Over the next few weeks, I will be sharing a series of blogs on how to strategize for different situations. I hope you find them helpful and welcome your comments and questions. Here is our first installment.
If your loved one has dementia
As dementia creeps into more advanced later stages, it's important to understand that your loved one will not be reasoning in the same way as they used to. To them, the outcome looks like “I’m getting kicked out of my house.”
Strategies for success
So how do you communicate with someone who may not remember conversations? If they are resisting, how do you get them on the same page as you about a move?
First and foremost: Do your homework! I’m a big fan of using an Advisor, wink wink; however, there are things you can do to lay the groundwork.
- Assess the situation. Consider where your loved one is at now, both mentally and physically, and where they may end up as they age and as dementia progresses.
Understand why they are resisting. Consider that they most likely have “clear times” when they are aware that they are losing their memory, and how terrifying that must be. Now, pile on losing their home and many of their possessions. It’s not hard to figure out why there is so much resistance.
Acknowledge their fears. I have seen seniors who, before dementia, would never expect their kids to care for them. Then, after dementia progresses, they turn into a demanding individual who refuses every suggestion. They do this because they are scared. Tell them you understand why they are feeling that way.
Share information in installments. One of the biggest challenges to any senior is a situation that has so many moving parts that they are not sure where to begin. I always find it best for your to do a preliminary search of appropriate retirement homes and bring options to the senior - but not a ton of options. Try to narrow the choice down to two residences, three at the most.

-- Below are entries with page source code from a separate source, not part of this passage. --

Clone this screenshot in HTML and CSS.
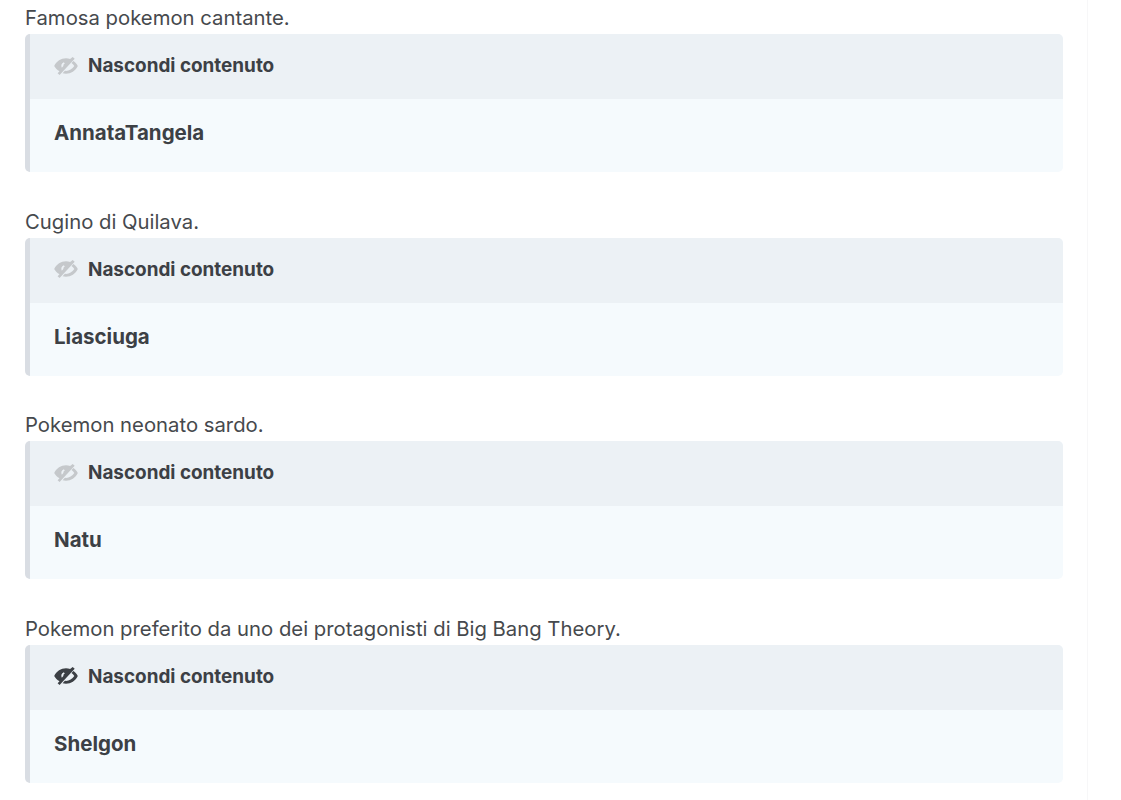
FILE: index.html
```html
<!DOCTYPE html>
<html lang="it">
<head>
  <meta charset="UTF-8">
  <meta name="viewport" content="width=device-width, initial-scale=1.0">
  <title>Indovinelli Pokemon</title>
  <link rel="stylesheet" href="styles.css">
</head>
<body>
  <svg class="icon-defs" width="0" height="0" aria-hidden="true">
    <symbol id="eye-slash" viewBox="0 0 24 18">
      <path fill-rule="evenodd" d="M.2 9C2.500 4.200 7 1.300 12 1.300c1.400 0 2.800.2 4.100.7L18.700 0l2 1.700L5.600 18l-2-1.700 1.900-2.100C3.200 12.900 1.400 11.100.2 9zM9.800 5.200A4.400 4.400 0 0 0 7.800 10.800l1.500-1.700a2.700 2.700 0 0 1 1.500-2.700z"/>
      <path fill-rule="evenodd" d="M19.400 3.900c1.900 1.200 3.400 3 4.400 5.100-2.300 4.800-6.800 7.700-11.800 7.700-1.200 0-2.300-.2-3.400-.5l2.300-2.400c.4.100.8.100 1.100.1 3.300 0 6.300-1.800 8.300-4.900-.8-1.100-1.700-2.100-2.800-2.900z"/>
    </symbol>
  </svg>

  <main class="content">
    <div class="riddle">
      <p class="question">Famosa pokemon cantante.</p>
      <div class="spoiler">
        <div class="spoiler-head">
          <svg class="eye"><use href="#eye-slash"></use></svg>
          <span>Nascondi contenuto</span>
        </div>
        <div class="spoiler-body">AnnataTangela</div>
      </div>
    </div>

    <div class="riddle">
      <p class="question">Cugino di Quilava.</p>
      <div class="spoiler">
        <div class="spoiler-head">
          <svg class="eye"><use href="#eye-slash"></use></svg>
          <span>Nascondi contenuto</span>
        </div>
        <div class="spoiler-body">Liasciuga</div>
      </div>
    </div>

    <div class="riddle">
      <p class="question">Pokemon neonato sardo.</p>
      <div class="spoiler">
        <div class="spoiler-head">
          <svg class="eye"><use href="#eye-slash"></use></svg>
          <span>Nascondi contenuto</span>
        </div>
        <div class="spoiler-body">Natu</div>
      </div>
    </div>

    <div class="riddle">
      <p class="question">Pokemon preferito da uno dei protagonisti di Big Bang Theory.</p>
      <div class="spoiler">
        <div class="spoiler-head">
          <svg class="eye eye-active"><use href="#eye-slash"></use></svg>
          <span>Nascondi contenuto</span>
        </div>
        <div class="spoiler-body">Shelgon</div>
      </div>
    </div>
  </main>
</body>
</html>
```

FILE: styles.css
```css
* { box-sizing: border-box; margin: 0; padding: 0; font-family: 'Inter', sans-serif; }
body {
  background-color: #fff;
  color: #46494d;
  overflow: hidden;
}
.icon-defs {
  display: block;
  height: 0;
}
.content {
  width: 1088px;
  height: 800px;
  padding: 3px 24px 0 25px;
  border-right: 1px solid #f7f7f8;
}
.riddle {
  margin-bottom: 34.67px;
}
.question {
  font-size: 20.3px;
  line-height: 30.5px;
}
.spoiler {
  height: 138px;
  margin-top: 0.5px;
  border-left: 5.5px solid #d9dde3;
  border-radius: 5px;
  overflow: hidden;
  background-color: #f5fafd;
  font-weight: 700;
  font-size: 20.5px;
  color: #3c4045;
}
.spoiler-head {
  display: flex;
  align-items: center;
  gap: 10px;
  height: 65px;
  padding: 0 0 2px 24px;
  font-size: 18.9px;
  background-color: #ecf1f5;
}
.eye {
  width: 24px;
  height: 18px;
  fill: #c5c8cb;
}
.eye-active {
  fill: #3c4045;
}
.spoiler-body {
  padding-left: 24px;
  line-height: 68px;
}
```
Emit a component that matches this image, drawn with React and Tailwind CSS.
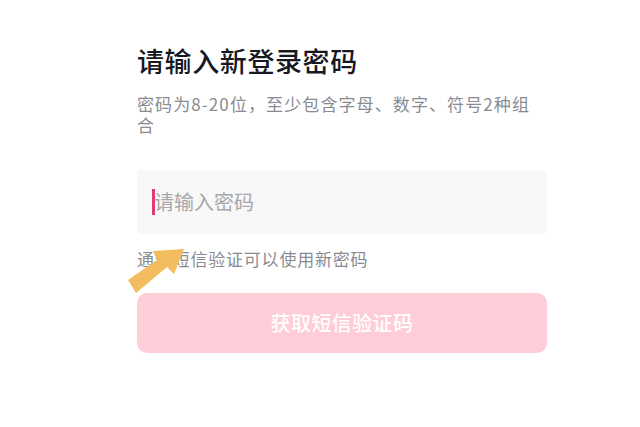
import React from "react";

export default function App() {
  return (
    <div
      className="relative w-[640px] h-[427px] bg-white overflow-hidden"
      style={{ fontFamily: '"Noto Sans CJK SC", "Noto Sans", sans-serif' }}
    >
      <div className="flex flex-col w-[410px] ml-[137px] pt-[41px]">
        <h1 className="text-[27px] leading-[40px] font-medium text-[#161823] tracking-[0.6px]">
          请输入新登录密码
        </h1>
        <p className="mt-[12px] w-[400px] text-[17px] leading-[21px] text-[#8a8b91] tracking-[1.1px]">
          密码为8-20位，至少包含字母、数字、符号2种组合
        </p>
        <div className="mt-[35px] h-[64px] rounded-[4px] bg-[#f8f8f8] flex items-center pl-[15px]">
          <div className="w-[3px] h-[26px] bg-[#e33b6e]" />
          <span className="text-[20px] text-[#a6a7ac] -ml-[1px]">请输入密码</span>
        </div>
        <p className="mt-[13px] text-[17px] leading-[24px] text-[#8a8b91] tracking-[0.8px]">
          通过短信验证可以使用新密码
        </p>
        <button className="mt-[22px] h-[60px] rounded-[10px] bg-[#fecdd8] text-white text-[20px] font-medium tracking-[0.4px]">
          获取短信验证码
        </button>
      </div>
      <svg
        className="absolute left-0 top-0"
        width="640"
        height="427"
        viewBox="0 0 640 427"
      >
        <polygon
          points="128,280 157,260 153,251 184,249 174,274 167,267 136,293"
          fill="#f3bd5f"
        />
      </svg>
    </div>
  );
}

Talk and tour. Discuss with your loved one your top two choices for homes. Tell your loved one you would like them to visit the places with you. When you get to the point of touring, schedule a lunch and make an outing of it, doing only one tour a day.
Pro Tip: At every home you tour, pay close attention to how your loved one reacts. This should give you a good idea of what they like. They won’t remember later when you want to discuss options, so do as much discussing with them in the moment as possible. If you think it will help, take some photos as you tour.
Don’t be afraid to have those difficult conversations. Making a plan in the early days and revisiting it as things change is really what sets families up for success. I really believe that if more people did that, we would have far fewer crisis situations and our seniors would be safer.